PP: The PP market saw little momentum at the start of 2020, despite a few producers’ attempts to push through increases. This was unusual as many converters replenished inventories despite having stocked up in December. In freely negotiated transactions, notations for compounds fell slightly, due to overcapacity in the market. Demand was strong for the most part. Due to pressure on selling prices, producers will try to pull notations up a notch in February, despite the stable monomer notation. Price pressure continued in January, which means that producers will attempt to achieve hikes in February. Although healthy order volume could lend some support, it seems rather unlikely that they will succeed. Where price levels are low, there is a chance of an upswing. Specified grades of PP copo could see relatively more price dynamic, as fewer alternatives are available. Converters are gearing up for seasonal demand. Order volume should be higher in February, though not exactly robust. The automotive market will prevent that.
PVC: Despite the C2 reference contract being settled with no change, European PVC market leader Inovyn confronted customers in January with demands to improve its margins – initially to no effect. Contrary to expectations, demand ran at a good level, with sales of window profiles faring well. With compounds, slight price reductions for titanium dioxide (PVC-U) and plasticisers (PVC) prompted a minimal downward movement. For February, there are price hike announcements. Producers want to put a stop to what they see as the continuing erosion of prices and margins. A close look at the facts, however, shows that this will not be feasible, or not in the initial weeks of February at least, especially since C2 has remained stable. The plan is most likely to prove successful for the PVC paste grades. With demand, February is set to be dominated by the build-up of stocks of finished goods.
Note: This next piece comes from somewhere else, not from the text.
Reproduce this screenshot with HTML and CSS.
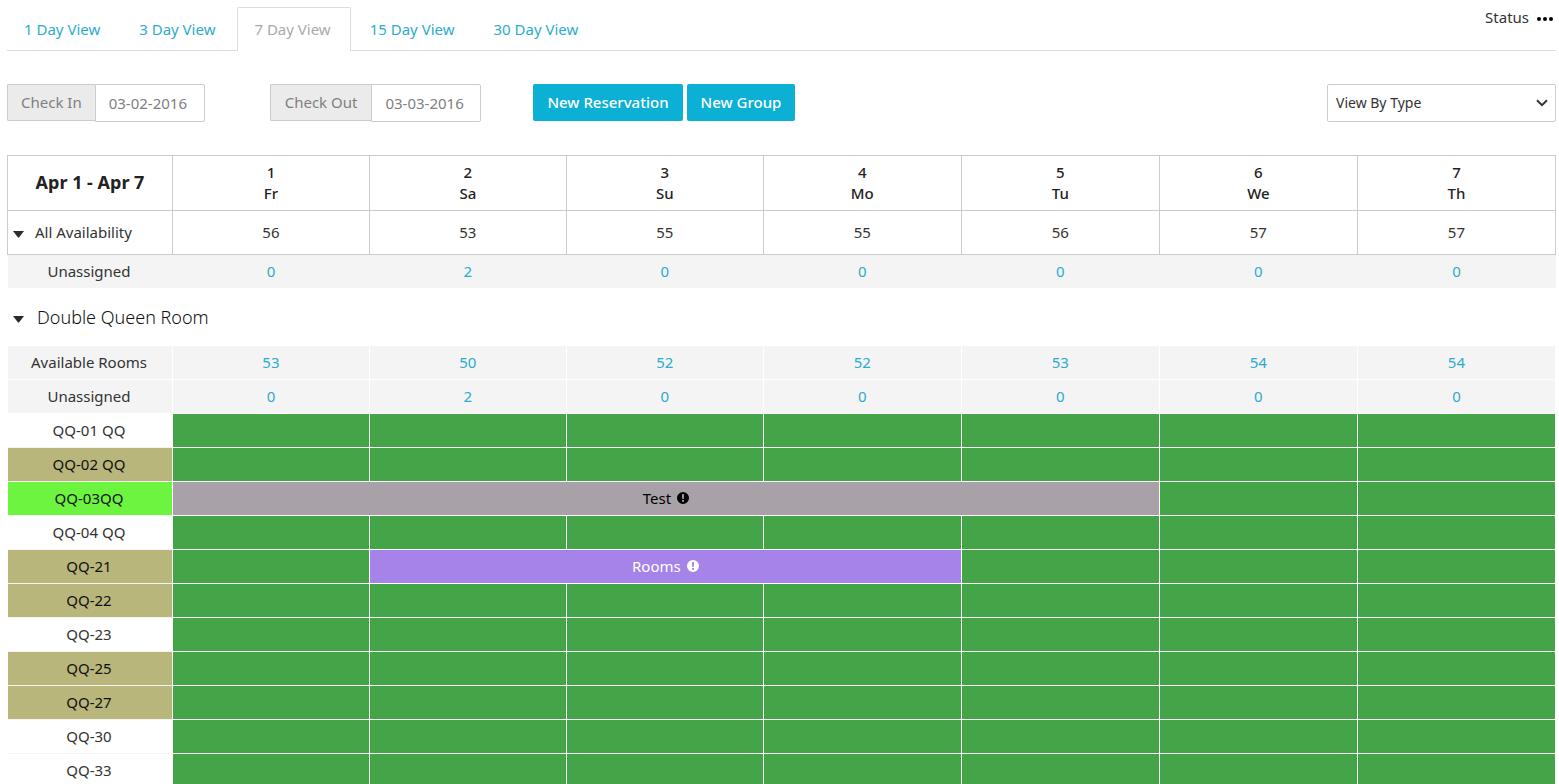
FILE: index.html
```
<!DOCTYPE html>
<html lang="en">
<head>
<meta charset="utf-8">
<title>Reservation Calendar</title>
<link rel="stylesheet" href="styles.css">
</head>
<body>
<header class="topbar">
  <nav class="tabs" aria-label="Calendar range">
    <a class="tab" href="#">1 Day View</a>
    <a class="tab" href="#">3 Day View</a>
    <a class="tab tab-active" href="#" aria-current="page">7 Day View</a>
    <a class="tab" href="#">15 Day View</a>
    <a class="tab" href="#">30 Day View</a>
  </nav>
  <button class="status" type="button">Status
    <svg class="dots" viewBox="0 0 16 6" aria-hidden="true"><circle cx="2" cy="3" r="2"/><circle cx="8" cy="3" r="2"/><circle cx="14" cy="3" r="2"/></svg>
  </button>
</header>

<form class="toolbar">
  <div class="field">
    <label class="field-label" for="check-in">Check In</label>
    <input class="field-input" id="check-in" type="text" value="03-02-2016">
  </div>
  <div class="field">
    <label class="field-label field-label-wide" for="check-out">Check Out</label>
    <input class="field-input" id="check-out" type="text" value="03-03-2016">
  </div>
  <div class="actions">
    <button class="primary" type="button">New Reservation</button>
    <button class="primary" type="button">New Group</button>
  </div>
  <div class="view-by">
    <select class="view-select" aria-label="View by"><option>View By Type</option></select>
    <svg class="chevron" viewBox="0 0 12 8" aria-hidden="true"><path d="M1 1.2 6 6.2 11 1.2"/></svg>
  </div>
</form>

<main>
  <table class="grid summary">
    <colgroup><col class="name-col"><col class="early-col" span="3"><col span="4"></colgroup>
    <thead>
      <tr><th class="range" scope="col">Apr 1 - Apr 7</th><th scope="col">1<br>Fr</th><th scope="col">2<br>Sa</th><th scope="col">3<br>Su</th><th scope="col">4<br>Mo</th><th scope="col">5<br>Tu</th><th scope="col">6<br>We</th><th scope="col">7<br>Th</th></tr>
    </thead>
    <tbody>
      <tr class="availability"><th scope="row"><button class="toggle" type="button"><svg class="caret" viewBox="0 0 11 7" aria-hidden="true"><path d="M0 0H11L6 6.5H5Z"/></svg>All Availability</button></th><td>56</td><td>53</td><td>55</td><td>55</td><td>56</td><td>57</td><td>57</td></tr>
      <tr class="counts"><th scope="row">Unassigned</th><td><a href="#">0</a></td><td><a href="#">2</a></td><td><a href="#">0</a></td><td><a href="#">0</a></td><td><a href="#">0</a></td><td><a href="#">0</a></td><td><a href="#">0</a></td></tr>
    </tbody>
  </table>

  <h2 class="room-type"><button class="toggle toggle-large" type="button"><svg class="caret" viewBox="0 0 11 7" aria-hidden="true"><path d="M0 0H11L6 6.5H5Z"/></svg>Double Queen Room</button></h2>

  <table class="grid rooms">
    <colgroup><col class="name-col"><col class="early-col" span="3"><col span="4"></colgroup>
    <tbody>
      <tr class="counts"><th scope="row">Available Rooms</th><td><a href="#">53</a></td><td><a href="#">50</a></td><td><a href="#">52</a></td><td><a href="#">52</a></td><td><a href="#">53</a></td><td><a href="#">54</a></td><td><a href="#">54</a></td></tr>
      <tr class="counts"><th scope="row">Unassigned</th><td><a href="#">0</a></td><td><a href="#">2</a></td><td><a href="#">0</a></td><td><a href="#">0</a></td><td><a href="#">0</a></td><td><a href="#">0</a></td><td><a href="#">0</a></td></tr>
      <tr class="room"><th scope="row">QQ-01 QQ</th><td></td><td></td><td></td><td></td><td></td><td></td><td></td></tr>
      <tr class="room dirty"><th scope="row">QQ-02 QQ</th><td></td><td></td><td></td><td></td><td></td><td></td><td></td></tr>
      <tr class="room ready"><th scope="row">QQ-03QQ</th><td class="booking booking-gray" colspan="5">Test <svg class="alert" viewBox="0 0 12 12" aria-hidden="true"><path fill-rule="evenodd" d="M6 0a6 6 0 1 1 0 12A6 6 0 0 1 6 0ZM5 2.2 5.2 7H6.8L7 2.2ZM5 8v1.8H7V8Z"/></svg></td><td></td><td></td></tr>
      <tr class="room"><th scope="row">QQ-04 QQ</th><td></td><td></td><td></td><td></td><td></td><td></td><td></td></tr>
      <tr class="room dirty"><th scope="row">QQ-21</th><td></td><td class="booking booking-purple" colspan="3">Rooms <svg class="alert" viewBox="0 0 12 12" aria-hidden="true"><path fill-rule="evenodd" d="M6 0a6 6 0 1 1 0 12A6 6 0 0 1 6 0ZM5 2.2 5.2 7H6.8L7 2.2ZM5 8v1.8H7V8Z"/></svg></td><td></td><td></td><td></td></tr>
      <tr class="room dirty"><th scope="row">QQ-22</th><td></td><td></td><td></td><td></td><td></td><td></td><td></td></tr>
      <tr class="room"><th scope="row">QQ-23</th><td></td><td></td><td></td><td></td><td></td><td></td><td></td></tr>
      <tr class="room dirty"><th scope="row">QQ-25</th><td></td><td></td><td></td><td></td><td></td><td></td><td></td></tr>
      <tr class="room dirty"><th scope="row">QQ-27</th><td></td><td></td><td></td><td></td><td></td><td></td><td></td></tr>
      <tr class="room"><th scope="row">QQ-30</th><td></td><td></td><td></td><td></td><td></td><td></td><td></td></tr>
      <tr class="room"><th scope="row">QQ-33</th><td></td><td></td><td></td><td></td><td></td><td></td><td></td></tr>
    </tbody>
  </table>
</main>
</body>
</html>
```
FILE: styles.css
```
* { box-sizing: border-box; }
html { scrollbar-width: none; }
body {
  margin: 0;
  padding: 7px 3px 0 7px;
  font-family: "Noto Sans", "Open Sans", sans-serif;
  font-size: 15px;
  font-weight: 400;
  line-height: 21px;
  color: #333;
  background: #fff;
}
button, input, select { font: inherit; color: inherit; }
button { cursor: pointer; }
a { color: #2cabd0; text-decoration: none; }

.topbar {
  display: flex;
  justify-content: space-between;
  align-items: flex-start;
  height: 44px;
  border-bottom: 1px solid #ddd;
}
.tabs { display: flex; gap: 2px; }
.tab {
  height: 44px;
  padding: 11px 19px 11px 16px;
  border: 1px solid transparent;
  border-bottom: 0;
}
.tab-active {
  color: #aaa;
  background: #fff;
  border-color: #ddd;
  border-radius: 2px 2px 0 0;
}
.status {
  display: flex;
  align-items: center;
  gap: 8px;
  padding: 0 3px 0 0;
  border: 0;
  background: none;
}
.dots { width: 16px; height: 6px; margin-top: 2px; }

.toolbar { display: flex; align-items: flex-start; margin: 33px 0; }
.field { display: flex; align-items: flex-start; margin-right: 65px; color: #808080; }
.field-label {
  height: 37px;
  padding: 7px 13px;
  border: 1px solid #ccc;
  border-right: 0;
  border-radius: 2px 0 0 2px;
  background: #ebebeb;
}
.field-label-wide { padding: 7px 14px; }
.field-input {
  width: 110px;
  height: 38px;
  padding: 0 13px;
  border: 1px solid #ccc;
  border-radius: 0 2px 2px 0;
  background: #fff;
}
.actions { display: flex; gap: 4px; margin-right: auto; margin-left: -13px; }
.primary {
  height: 37px;
  padding: 0 14px;
  border: 0;
  border-radius: 2px;
  background: #0bb0d4;
  color: #fff;
  font-weight: 500;
}
.view-by { display: grid; align-items: center; width: 229px; font-size: 14px; }
.view-select {
  grid-area: 1 / 1;
  appearance: none;
  width: 100%;
  height: 38px;
  padding: 0 8px 2px;
  border: 1px solid #ccc;
  border-radius: 2px;
  background: #fff;
}
.chevron {
  grid-area: 1 / 1;
  justify-self: end;
  width: 12px;
  height: 8px;
  margin-right: 8px;
  fill: none;
  stroke: #333;
  stroke-width: 2;
  pointer-events: none;
}

.grid { width: 100%; table-layout: fixed; border-collapse: collapse; text-align: center; }
.name-col { width: 165px; }
.early-col { width: 12.72%; }
.grid th, .grid td { padding: 0; font-weight: 400; }
.grid tbody th { padding-right: 2px; }
.grid.summary thead th { height: 55px; border: 1px solid #ccc; font-weight: 500; color: #222; }
.grid.summary thead .range { padding-bottom: 2px; font-size: 18px; font-weight: 700; }
.availability th, .availability td { height: 44px; border: 1px solid #ccc; }
.counts { background: #f4f4f4; }
.summary .counts th, .summary .counts td { height: 33px; }

.toggle {
  display: flex;
  align-items: center;
  gap: 11px;
  padding: 0 5px;
  border: 0;
  background: none;
}
.toggle-large { gap: 13px; padding: 0 6px; font-size: 18px; }
.caret { width: 11px; height: 7px; margin-top: 3px; fill: #2b2b2b; }
.room-type { display: flex; align-items: center; height: 57px; margin: 0; padding-top: 3px; font-weight: 300; color: #111; }

.rooms th, .rooms td { height: 34px; border: 1px solid #fff; }
.room th { border-bottom-color: #f4f4f4; }
.room td { background: #43a547; }
.dirty th { background: #b8b67b; color: #111; }
.ready th { background: #6cf441; color: #111; }
.room .booking-gray { background: #a8a2a8; color: #000; }
.room .booking-purple { background: #a583e8; color: #fff; }
.alert { width: 12px; height: 12px; margin-left: 2px; fill: currentColor; }
```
Styrenics: In January, styrenics prices began to increase again, ending the downtrend of the previous three months. The new direction of the prices was largely provoked by the higher SM reference contract. After margins had eroded for several months, producers aimed to at least transfer the cost increase. For PS and ABS, this was largely successful. The hikes on EPS did not always reach the full amount of the SM cost increase. Demand was satisfying on a broad front. Inventory restocking after the turn of the year brought a boost. The EUR 50/t increase in the SM reference in February and resulting price hikes on styrenics could have a dampening effect, however. If processors were to speculate on declining SM prices in March, many of them would now not buy more PS, EPS and ABS than necessary – and spot prices are giving some first indications at a possible SM decline next month.
PET: In January, the bottoming out of Western European PET prices seen in December 2019 was confirmed. Prices remained at the levels attained or underwent marginal increases. Slight hikes resulted for smaller and specified volumes in the regular monthly transactions, generally as a consequence of the short-term oil price rises. The upward pressure eased in the second half of the month. The gap between the notations for the different trading models and primary goods and recyclate remained in place, as did the good market supply. Imports continued to displace European goods. However, the newly adjusted prices for 2020 mean that the offers are no longer as attractive as before. Little has changed regarding the oversupply, since demand is disappointing. The January costs for PX and MEG were not fixed at press time, but little momentum is expected. In the global petrochemical markets, prices remain under pressure. Demand should remain weak and supply abundant. Market players are hoping that March is the first month of spring.